Your instructions. Exactly repeat the material, dropping every picture from the copy.

Recorded information.
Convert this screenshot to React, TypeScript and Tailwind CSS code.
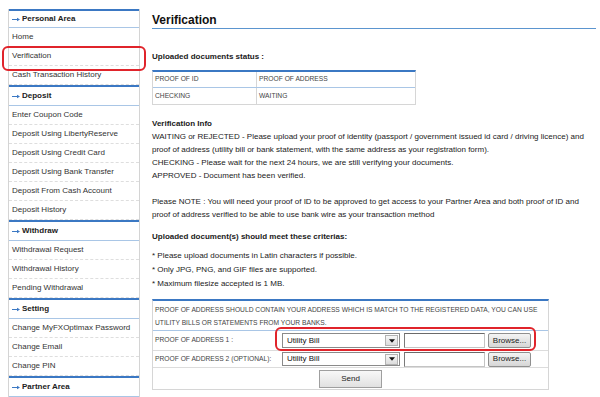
const sideGroups = [
  { title: "Personal Area", first: true, items: ["Home", "Verification", "Cash Transaction History"] },
  {
    title: "Deposit",
    first: false,
    items: [
      "Enter Coupon Code",
      "Deposit Using LibertyReserve",
      "Deposit Using Credit Card",
      "Deposit Using Bank Transfer",
      "Deposit From Cash Account",
      "Deposit History",
    ],
  },
  { title: "Withdraw", first: false, items: ["Withdrawal Request", "Withdrawal History", "Pending Withdrawal"] },
  { title: "Setting", first: false, items: ["Change MyFXOptimax Password", "Change Email", "Change PIN"] },
  { title: "Partner Area", first: false, items: [] as string[] },
];

function Arrow() {
  return (
    <svg width="8" height="5" viewBox="0 0 8 5" className="shrink-0">
      <path d="M0 2.5H5.5" stroke="#3b78c3" strokeWidth="1" />
      <path d="M5 0.8L8 2.5L5 4.2Z" fill="#3b78c3" />
    </svg>
  );
}

function Sidebar() {
  return (
    <aside className="ml-[8px] mt-[9px] w-[132px] shrink-0 border-x border-[#d4d4d4]">
      {sideGroups.map((group) => (
        <div key={group.title}>
          <div
            className={
              group.first
                ? "h-[19px] flex items-center gap-[2px] pl-[3px] border-t-2 border-t-[#3b78c3] border-b border-b-[#a9c6e6] font-bold text-[#222]"
                : "h-[21px] flex items-center gap-[2px] pl-[3px] border-t-2 border-t-[#3b78c3] border-b border-b-[#a9c6e6] font-bold text-[#222]"
            }
          >
            <Arrow />
            <span>{group.title}</span>
          </div>
          {group.items.map((item) => (
            <div
              key={item}
              className="h-[19px] flex items-center pl-[3px] border-b border-dashed border-[#dedede] text-[#333] whitespace-nowrap"
            >
              {item}
            </div>
          ))}
        </div>
      ))}
    </aside>
  );
}

function SelectBox({ tall }: { tall: boolean }) {
  return (
    <div
      className={
        tall
          ? "w-[118px] h-[15px] flex items-center justify-between border border-[#8a8a8a] bg-white"
          : "w-[118px] h-[14px] flex items-center justify-between border border-[#8a8a8a] bg-white"
      }
    >
      <span className="pl-[4px] text-[8px] text-[#111]">Utility Bill</span>
      <div className="mr-[1px] w-[13px] h-[11px] flex items-center justify-center border border-[#b3b3b3] bg-gradient-to-b from-[#f7f7f7] to-[#dcdcdc]">
        <svg width="6" height="4" viewBox="0 0 6 4">
          <path d="M0 0.3H6L3 3.7Z" fill="#111" />
        </svg>
      </div>
    </div>
  );
}

function UploadRow({ label, tall }: { label: string; tall: boolean }) {
  return (
    <div
      className={
        tall
          ? "h-[20px] flex items-center border-b border-[#dcdcdc]"
          : "h-[17px] flex items-center border-b border-[#dcdcdc]"
      }
    >
      <div className="w-[129px] pl-[2px] whitespace-nowrap">{label}</div>
      <SelectBox tall={tall} />
      <div className="ml-[4px] w-[81px] h-[15px] border border-t-[#6a6a6a] border-l-[#7a7a7a] border-r-[#c4c4c4] border-b-[#c4c4c4] bg-white" />
      <div className="ml-[3px] w-[43px] h-[15px] flex items-center justify-center rounded-[2px] border border-[#8f8f8f] bg-gradient-to-b from-[#f4f4f4] to-[#d6d6d6] text-[8px] text-[#222]">
        Browse...
      </div>
    </div>
  );
}

export default function App() {
  return (
    <div className="relative w-[600px] h-[397px] overflow-hidden bg-white flex items-start font-['Liberation_Sans',Arial,sans-serif] text-[8px] text-[#1a1a1a]">
      <Sidebar />

      <main className="ml-[12px] w-[444px] shrink-0">
        <h1 className="pt-[13px] pb-[1px] text-[12px] leading-[14px] font-bold text-[#111] border-b border-[#5b95cf]">
          Verification
        </h1>

        <p className="mt-[21px] leading-[13px] font-bold">Uploaded documents status :</p>

        {/* status table */}
        <div className="mt-[7px] w-[264px] border-t-2 border-t-[#3b78c3] border-x border-x-[#d6d6d6] border-b border-b-[#d6d6d6] text-[6.7px] text-[#444]">
          <div className="h-[16px] grid grid-cols-[104px_1fr] border-b border-[#a9c6e6]">
            <div className="flex items-center pl-[2px] border-r border-[#d6d6d6]">PROOF OF ID</div>
            <div className="flex items-center pl-[2px]">PROOF OF ADDRESS</div>
          </div>
          <div className="h-[16px] grid grid-cols-[104px_1fr]">
            <div className="flex items-center pl-[2px] border-r border-[#d6d6d6]">CHECKING</div>
            <div className="flex items-center pl-[2px]">WAITING</div>
          </div>
        </div>

        <div className="mt-[12px] leading-[13px] whitespace-nowrap">
          <p className="font-bold">Verification Info</p>
          <p>
            WAITING or REJECTED - Please upload your proof of identity (passport / government issued id card / driving licence) and
            <br />
            proof of address (utility bill or bank statement, with the same address as your registration form).
            <br />
            CHECKING - Please wait for the next 24 hours, we are still verifying your documents.
            <br />
            APPROVED - Document has been verified.
          </p>
        </div>

        <p className="mt-[13px] leading-[13px] whitespace-nowrap">
          Please NOTE : You will need your proof of ID to be approved to get access to your Partner Area and both proof of ID and
          <br />
          proof of address verified to be able to use bank wire as your transaction method
        </p>

        <p className="mt-[9px] leading-[13px] font-bold">Uploaded document(s) should meet these criterias:</p>

        <ul className="mt-[6px] leading-[14px]">
          <li>* Please upload documents in Latin characters if possible.</li>
          <li>* Only JPG, PNG, and GIF files are supported.</li>
          <li>* Maximum filesize accepted is 1 MB.</li>
        </ul>

        {/* upload form */}
        <div className="mt-[8px] w-[397px] border-t-2 border-t-[#3b78c3] border-x border-x-[#d6d6d6] border-b border-b-[#d6d6d6] text-[6.7px] text-[#444]">
          <div className="pt-[2px] pb-[1px] px-[2px] leading-[13px] border-b border-[#a9c6e6] whitespace-nowrap">
            PROOF OF ADDRESS SHOULD CONTAIN YOUR ADDRESS WHICH IS MATCH TO THE REGISTERED DATA, YOU CAN USE
            <br />
            UTILITY BILLS OR STATEMENTS FROM YOUR BANKS.
          </div>
          <UploadRow label="PROOF OF ADDRESS 1 :" tall={true} />
          <UploadRow label="PROOF OF ADDRESS 2 (OPTIONAL):" tall={false} />
          <div className="h-[21px] flex items-center justify-center">
            <div className="w-[63px] h-[18px] flex items-center justify-center border border-[#9f9f9f] bg-gradient-to-b from-[#f8f8f8] to-[#e1e1e1] text-[8px] text-[#222]">
              Send
            </div>
          </div>
        </div>
      </main>

      {/* red highlight marks */}
      <div className="absolute left-[2px] top-[46px] w-[144px] h-[25px] rounded-[6px] border-2 border-[#e0242b]" />
      <div className="absolute left-[275px] top-[327px] w-[261px] h-[24px] rounded-[6px] border-2 border-[#e0242b]" />
    </div>
  );
}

The response.
Convert this screenshot to React, TypeScript and Tailwind CSS code.
const sideGroups = [
  { title: "Personal Area", first: true, items: ["Home", "Verification", "Cash Transaction History"] },
  {
    title: "Deposit",
    first: false,
    items: [
      "Enter Coupon Code",
      "Deposit Using LibertyReserve",
      "Deposit Using Credit Card",
      "Deposit Using Bank Transfer",
      "Deposit From Cash Account",
      "Deposit History",
    ],
  },
  { title: "Withdraw", first: false, items: ["Withdrawal Request", "Withdrawal History", "Pending Withdrawal"] },
  { title: "Setting", first: false, items: ["Change MyFXOptimax Password", "Change Email", "Change PIN"] },
  { title: "Partner Area", first: false, items: [] as string[] },
];

function Arrow() {
  return (
    <svg width="8" height="5" viewBox="0 0 8 5" className="shrink-0">
      <path d="M0 2.5H5.5" stroke="#3b78c3" strokeWidth="1" />
      <path d="M5 0.8L8 2.5L5 4.2Z" fill="#3b78c3" />
    </svg>
  );
}

function Sidebar() {
  return (
    <aside className="ml-[8px] mt-[9px] w-[132px] shrink-0 border-x border-[#d4d4d4]">
      {sideGroups.map((group) => (
        <div key={group.title}>
          <div
            className={
              group.first
                ? "h-[19px] flex items-center gap-[2px] pl-[3px] border-t-2 border-t-[#3b78c3] border-b border-b-[#a9c6e6] font-bold text-[#222]"
                : "h-[21px] flex items-center gap-[2px] pl-[3px] border-t-2 border-t-[#3b78c3] border-b border-b-[#a9c6e6] font-bold text-[#222]"
            }
          >
            <Arrow />
            <span>{group.title}</span>
          </div>
          {group.items.map((item) => (
            <div
              key={item}
              className="h-[19px] flex items-center pl-[3px] border-b border-dashed border-[#dedede] text-[#333] whitespace-nowrap"
            >
              {item}
            </div>
          ))}
        </div>
      ))}
    </aside>
  );
}

function SelectBox({ tall }: { tall: boolean }) {
  return (
    <div
      className={
        tall
          ? "w-[118px] h-[15px] flex items-center justify-between border border-[#8a8a8a] bg-white"
          : "w-[118px] h-[14px] flex items-center justify-between border border-[#8a8a8a] bg-white"
      }
    >
      <span className="pl-[4px] text-[8px] text-[#111]">Utility Bill</span>
      <div className="mr-[1px] w-[13px] h-[11px] flex items-center justify-center border border-[#b3b3b3] bg-gradient-to-b from-[#f7f7f7] to-[#dcdcdc]">
        <svg width="6" height="4" viewBox="0 0 6 4">
          <path d="M0 0.3H6L3 3.7Z" fill="#111" />
        </svg>
      </div>
    </div>
  );
}

function UploadRow({ label, tall }: { label: string; tall: boolean }) {
  return (
    <div
      className={
        tall
          ? "h-[20px] flex items-center border-b border-[#dcdcdc]"
          : "h-[17px] flex items-center border-b border-[#dcdcdc]"
      }
    >
      <div className="w-[129px] pl-[2px] whitespace-nowrap">{label}</div>
      <SelectBox tall={tall} />
      <div className="ml-[4px] w-[81px] h-[15px] border border-t-[#6a6a6a] border-l-[#7a7a7a] border-r-[#c4c4c4] border-b-[#c4c4c4] bg-white" />
      <div className="ml-[3px] w-[43px] h-[15px] flex items-center justify-center rounded-[2px] border border-[#8f8f8f] bg-gradient-to-b from-[#f4f4f4] to-[#d6d6d6] text-[8px] text-[#222]">
        Browse...
      </div>
    </div>
  );
}

export default function App() {
  return (
    <div className="relative w-[600px] h-[397px] overflow-hidden bg-white flex items-start font-['Liberation_Sans',Arial,sans-serif] text-[8px] text-[#1a1a1a]">
      <Sidebar />

      <main className="ml-[12px] w-[444px] shrink-0">
        <h1 className="pt-[13px] pb-[1px] text-[12px] leading-[14px] font-bold text-[#111] border-b border-[#5b95cf]">
          Verification
        </h1>

        <p className="mt-[21px] leading-[13px] font-bold">Uploaded documents status :</p>

        {/* status table */}
        <div className="mt-[7px] w-[264px] border-t-2 border-t-[#3b78c3] border-x border-x-[#d6d6d6] border-b border-b-[#d6d6d6] text-[6.7px] text-[#444]">
          <div className="h-[16px] grid grid-cols-[104px_1fr] border-b border-[#a9c6e6]">
            <div className="flex items-center pl-[2px] border-r border-[#d6d6d6]">PROOF OF ID</div>
            <div className="flex items-center pl-[2px]">PROOF OF ADDRESS</div>
          </div>
          <div className="h-[16px] grid grid-cols-[104px_1fr]">
            <div className="flex items-center pl-[2px] border-r border-[#d6d6d6]">CHECKING</div>
            <div className="flex items-center pl-[2px]">WAITING</div>
          </div>
        </div>

        <div className="mt-[12px] leading-[13px] whitespace-nowrap">
          <p className="font-bold">Verification Info</p>
          <p>
            WAITING or REJECTED - Please upload your proof of identity (passport / government issued id card / driving licence) and
            <br />
            proof of address (utility bill or bank statement, with the same address as your registration form).
            <br />
            CHECKING - Please wait for the next 24 hours, we are still verifying your documents.
            <br />
            APPROVED - Document has been verified.
          </p>
        </div>

        <p className="mt-[13px] leading-[13px] whitespace-nowrap">
          Please NOTE : You will need your proof of ID to be approved to get access to your Partner Area and both proof of ID and
          <br />
          proof of address verified to be able to use bank wire as your transaction method
        </p>

        <p className="mt-[9px] leading-[13px] font-bold">Uploaded document(s) should meet these criterias:</p>

        <ul className="mt-[6px] leading-[14px]">
          <li>* Please upload documents in Latin characters if possible.</li>
          <li>* Only JPG, PNG, and GIF files are supported.</li>
          <li>* Maximum filesize accepted is 1 MB.</li>
        </ul>

        {/* upload form */}
        <div className="mt-[8px] w-[397px] border-t-2 border-t-[#3b78c3] border-x border-x-[#d6d6d6] border-b border-b-[#d6d6d6] text-[6.7px] text-[#444]">
          <div className="pt-[2px] pb-[1px] px-[2px] leading-[13px] border-b border-[#a9c6e6] whitespace-nowrap">
            PROOF OF ADDRESS SHOULD CONTAIN YOUR ADDRESS WHICH IS MATCH TO THE REGISTERED DATA, YOU CAN USE
            <br />
            UTILITY BILLS OR STATEMENTS FROM YOUR BANKS.
          </div>
          <UploadRow label="PROOF OF ADDRESS 1 :" tall={true} />
          <UploadRow label="PROOF OF ADDRESS 2 (OPTIONAL):" tall={false} />
          <div className="h-[21px] flex items-center justify-center">
            <div className="w-[63px] h-[18px] flex items-center justify-center border border-[#9f9f9f] bg-gradient-to-b from-[#f8f8f8] to-[#e1e1e1] text-[8px] text-[#222]">
              Send
            </div>
          </div>
        </div>
      </main>

      {/* red highlight marks */}
      <div className="absolute left-[2px] top-[46px] w-[144px] h-[25px] rounded-[6px] border-2 border-[#e0242b]" />
      <div className="absolute left-[275px] top-[327px] w-[261px] h-[24px] rounded-[6px] border-2 border-[#e0242b]" />
    </div>
  );
}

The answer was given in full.